I think this is the werkzeug bug, I added a comment:
https://github.com/mitsuhiko/werkzeug/issues/491#issuecomment-101663798

@mkrizek I wonder, wouldn't be easier to just strip the trailing slash while loading resultsdb_server from the configuration file? It would save you from the _urljoin() hacks on multiple places.

In D373#6790, @kparal wrote:

I think this is the werkzeug bug, I added a comment:
https://github.com/mitsuhiko/werkzeug/issues/491#issuecomment-101663798

@mkrizek I wonder, wouldn't be easier to just strip the trailing slash while loading resultsdb_server from the configuration file? It would save you from the _urljoin() hacks on multiple places.

Theoretically, what if I use resultsdb_api from my own script that doesn't do the slash stripping?

Theoretically, what if I use resultsdb_api from my own script that doesn't do the slash stripping?

Fair point. Would it help to strip the slash here?

class ResultsDBapi(object):
    def __init__(self, api_url):
        self.url = api_url

Preferably with a comment describing why we're doing it.

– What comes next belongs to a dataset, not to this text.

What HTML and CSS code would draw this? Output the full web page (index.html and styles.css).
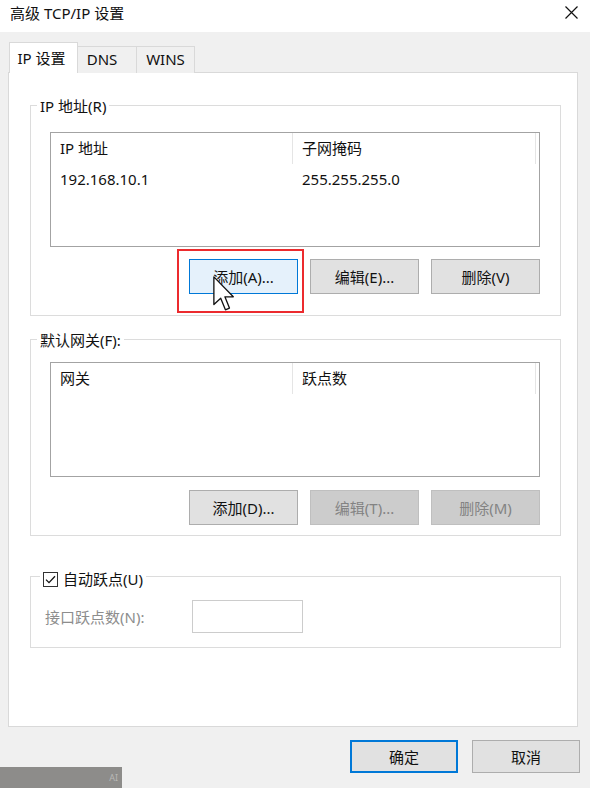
FILE: index.html
```html
<!DOCTYPE html>
<html>
  <head>
    <meta charset="utf-8" />
    <title>高级 TCP/IP 设置</title>
    <link rel="stylesheet" href="styles.css">
  </head>
  <body>
    <div class="window">
      <div class="titlebar">
        <span class="title">高级 TCP/IP 设置</span>
        <svg class="close" width="13" height="13" viewBox="0 0 13 13">
          <path d="M0.5 0.5 L12.5 12.5 M12.5 0.5 L0.5 12.5" stroke="#111" stroke-width="1.2" />
        </svg>
      </div>

      <div class="tabs">
        <div class="tab active">IP 设置</div>
        <div class="tab tab-dns">DNS</div>
        <div class="tab tab-wins">WINS</div>
      </div>

      <div class="panel">
        <div class="group group-ip">
          <div class="group-title"><span>IP 地址(R)</span></div>
          <div class="listview">
            <div class="lv-header">
              <div class="col">IP 地址</div>
              <div class="col">子网掩码</div>
            </div>
            <div class="lv-row">
              <div class="col">192.168.10.1</div>
              <div class="col">255.255.255.0</div>
            </div>
          </div>
          <div class="btn-row">
            <div class="btn-wrap">
              <button class="btn hot">添加(A)...</button>
              <div class="callout"></div>
              <svg class="cursor" width="21" height="35" viewBox="0 0 12 20">
                <path d="M0.5 0.5 V16.3 L4.4 12.7 L7.1 19.3 L9.4 18.3 L6.8 11.9 H11.6 Z" fill="#fff" stroke="#111" stroke-width="0.75" stroke-linejoin="round" />
              </svg>
            </div>
            <button class="btn">编辑(E)...</button>
            <button class="btn">删除(V)</button>
          </div>
        </div>

        <div class="group group-gw">
          <div class="group-title"><span>默认网关(F):</span></div>
          <div class="listview">
            <div class="lv-header">
              <div class="col">网关</div>
              <div class="col">跃点数</div>
            </div>
          </div>
          <div class="btn-row">
            <button class="btn">添加(D)...</button>
            <button class="btn" disabled>编辑(T)...</button>
            <button class="btn" disabled>删除(M)</button>
          </div>
        </div>

        <div class="group group-metric">
          <div class="group-title">
            <span class="check-label">
              <svg class="checkbox" width="15" height="15" viewBox="0 0 15 15">
                <rect x="0.5" y="0.5" width="14" height="14" fill="#fff" stroke="#333" />
                <path d="M3 7.6 L6 10.6 L12 4.2" fill="none" stroke="#111" stroke-width="1.3" />
              </svg>
              自动跃点(U)
            </span>
          </div>
          <div class="metric-row">
            <span class="metric-label">接口跃点数(N):</span>
            <div class="metric-input"></div>
          </div>
        </div>
      </div>

      <div class="footer">
        <button class="btn dlg default">确定</button>
        <button class="btn dlg">取消</button>
      </div>

      <div class="watermark"><span>AI</span></div>
    </div>
  </body>
</html>
```

FILE: styles.css
```css
body {
  margin: 0;
  background: #f0f0f0;
  font-family: "Noto Sans", "Noto Sans CJK SC", sans-serif;
  font-size: 15px;
  color: #111;
}
.window {
  position: relative;
  width: 590px;
  height: 788px;
  overflow: hidden;
}
.titlebar {
  height: 32px;
  background: #fff;
  display: flex;
  justify-content: space-between;
  align-items: flex-start;
}
.title {
  padding-left: 10px;
  line-height: 26px;
}
.close {
  margin: 6px 12px 0 0;
}

/* tabs */
.tabs {
  display: flex;
  align-items: flex-end;
  margin-top: 10px;
  margin-bottom: -1px;
  padding-left: 9px;
}
.tab {
  box-sizing: border-box;
  height: 27px;
  line-height: 25px;
  text-align: center;
  border-top: 1px solid #d9d9d9;
  border-right: 1px solid #d9d9d9;
  background: #f0f0f0;
}
.tab.active {
  position: relative;
  width: 69px;
  height: 31px;
  line-height: 30px;
  padding-right: 4px;
  background: #fff;
  border-left: 1px solid #d9d9d9;
}
.tab-dns {
  width: 59px;
  padding-right: 10px;
}
.tab-wins {
  width: 58px;
}

.panel {
  box-sizing: border-box;
  margin-left: 8px;
  width: 570px;
  height: 655px;
  background: #fff;
  border: 1px solid #d9d9d9;
  padding: 32px 16px 0 21px;
}

/* group boxes */
.group {
  border: 1px solid #dcdcdc;
  padding: 0 20px 21px 19px;
}
.group-title {
  display: flex;
  height: 21px;
  margin: -10px 0 0 -13px;
}
.group-title span {
  background: #fff;
  padding: 0 3px;
  line-height: 21px;
}
.group-gw {
  margin-top: 23px;
  padding-bottom: 10px;
}
.group-metric {
  margin-top: 40px;
  padding: 0 20px 14px 14px;
}
.group-metric .group-title {
  margin: -8px 0 0 -5px;
}
.check-label {
  display: flex;
  align-items: center;
  gap: 5px;
}

/* list views */
.listview {
  box-sizing: border-box;
  height: 115px;
  margin-top: 15px;
  border: 1px solid #a3a3a3;
}
.group-gw .listview {
  margin-top: 11px;
}
.lv-header,
.lv-row {
  display: flex;
}
.lv-header .col {
  height: 31px;
  line-height: 31px;
  border-right: 1px solid #e5e5e5;
}
.lv-row .col {
  height: 30px;
  line-height: 30px;
}
.col {
  box-sizing: border-box;
  width: 242px;
  padding-left: 9px;
}
.lv-header .col:nth-child(2) {
  width: 243px;
}

/* buttons */
.btn-row {
  display: flex;
  justify-content: flex-end;
  gap: 12px;
  margin-top: 12px;
}
.group-gw .btn-row {
  margin-top: 13px;
}
.btn-wrap {
  position: relative;
}
.btn {
  box-sizing: border-box;
  width: 109px;
  height: 35px;
  padding: 0;
  font: inherit;
  color: #111;
  background: #e1e1e1;
  border: 1px solid #adadad;
}
.btn.hot {
  background: #e5f1fb;
  border-color: #0078d7;
}
.btn:disabled {
  background: #cccccc;
  border-color: #bfbfbf;
  color: #838383;
}
.callout {
  position: absolute;
  top: -10px;
  left: -12px;
  right: -6px;
  bottom: -19px;
  border: 2px solid #ec2b2e;
}
.cursor {
  position: absolute;
  left: 24px;
  top: 17px;
}

.metric-row {
  display: flex;
  align-items: center;
  margin-top: 10px;
}
.metric-label {
  width: 147px;
  color: #8d8d8d;
}
.metric-input {
  box-sizing: border-box;
  width: 111px;
  height: 33px;
  border: 1px solid #cccccc;
  background: #fff;
}

.footer {
  display: flex;
  justify-content: flex-end;
  gap: 14px;
  margin-top: 13px;
  padding-right: 10px;
}
.btn.dlg {
  width: 108px;
  height: 33px;
}
.btn.default {
  border: 2px solid #0078d7;
}

.watermark {
  position: absolute;
  left: 0;
  bottom: 0;
  width: 122px;
  height: 21px;
  background: #8d8c8a;
}
.watermark span {
  position: absolute;
  right: 4px;
  top: 4px;
  font-size: 9px;
  color: #b8b8b6;
}
```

mkrizek updated this revision to Diff 991.May 15 2015, 6:58 AM
  • Revert "Allow resultsdb url to end both with and without slash"
  • Remove trailing slashes from url before it's used
kparal accepted this revision.May 26 2015, 7:55 AM

Easy and simple! Thumbs up.

This revision is now accepted and ready to land.May 26 2015, 7:55 AM
This revision was automatically updated to reflect the committed changes.